Her daughter, maybe five, stands beside her, close enough to me that she too has to crane her neck and scrunch her nose to lift her glasses so she can see me clearly. The daughter is the spitting image of her mother, right down to the glasses but minus the concerted effort to maintain balance.
“I live out by Saratoga Lake,” the mother says. “You get out to the lake? You should come by some afternoon to… you know.”
She lets the words hang there. I say nothing. I look at her, confused, hoping that I’ve misunderstood. She sways before me and I pray she does not reach to me for stability. I turn to the daughter, who is still scrunching her nose. The daughter reaches for her mother’s hand but that hand is occupied, holding a plastic cup.
From behind the woman a man approaches from the teller windows holding a couple betting slip. He’s got soft features and wears a white t-shirt that doesn’t quite reach over his protruding stomach to his pants. A few inches of pale pink flesh. He stands beside the woman. Now there are three of them standing well into my personal space. My mind flashes to all the ways this whole scene is wrong.

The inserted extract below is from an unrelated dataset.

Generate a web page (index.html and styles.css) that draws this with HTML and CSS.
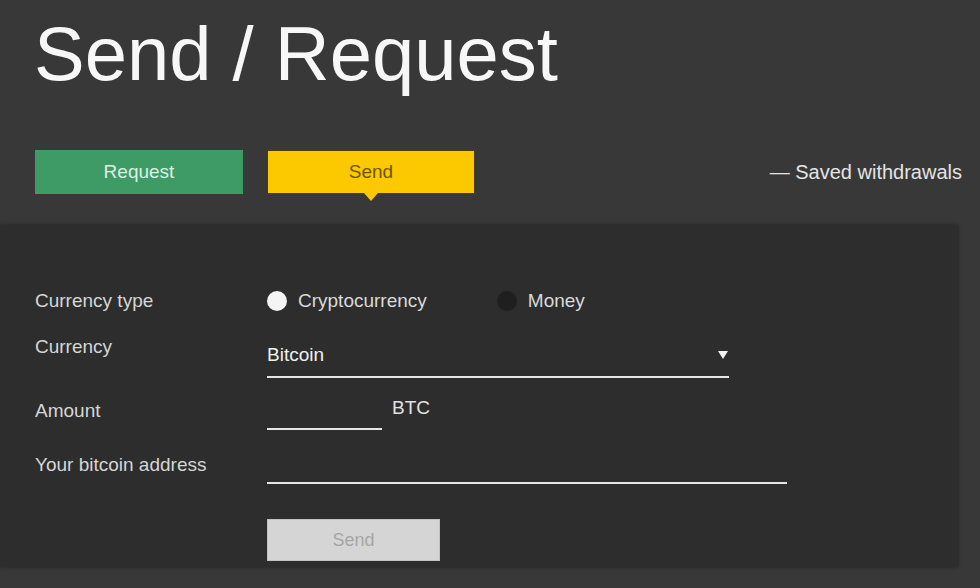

“I hope you enjoy the races,” I say. “I have to check in with my supervisor.” With that I find Ted to ask how he enjoyed his lunch.
Some days are more exciting than others. There is a moment of panic, like when a sergeant and I are rushing a woman to an ambulance after she passed out due to the heat. We have her lying face up on a gurney with an oxygen mask over her mouth, and are taking the freight elevator to the ground floor, except that the elevator door on the ground floor is locked and when we arrive all we see is the faces of two ambulance attendants and a couple of Pinkertons struggling trying to lift a locked metal gate. As the sergeant pounds elevator buttons to get us to another floor, the woman starts to vomit in her mask. I remove the mask and roll her on her side so she can vomit on the floor. By the time we get out of the elevator, the woman is conscious and probably could walk back to the grandstands on her own.
There are moments of hilarity like when a little girl, at the request of her mother, asks me to talk to a group of bikers. “My mothers says she thinks she smells… marijuana.” ‘Hang on,’ I think, ‘better call backup.’
But most days are much less eventful, a lot of standing around in the heat and watching people. Most days end with Ted and me walking back to the one-room unfurnished apartment that we’d sublet for the month, Ted talking about the lunch his middle-school admirer made him and me complaining about how the too-tight pants are giving me a rash.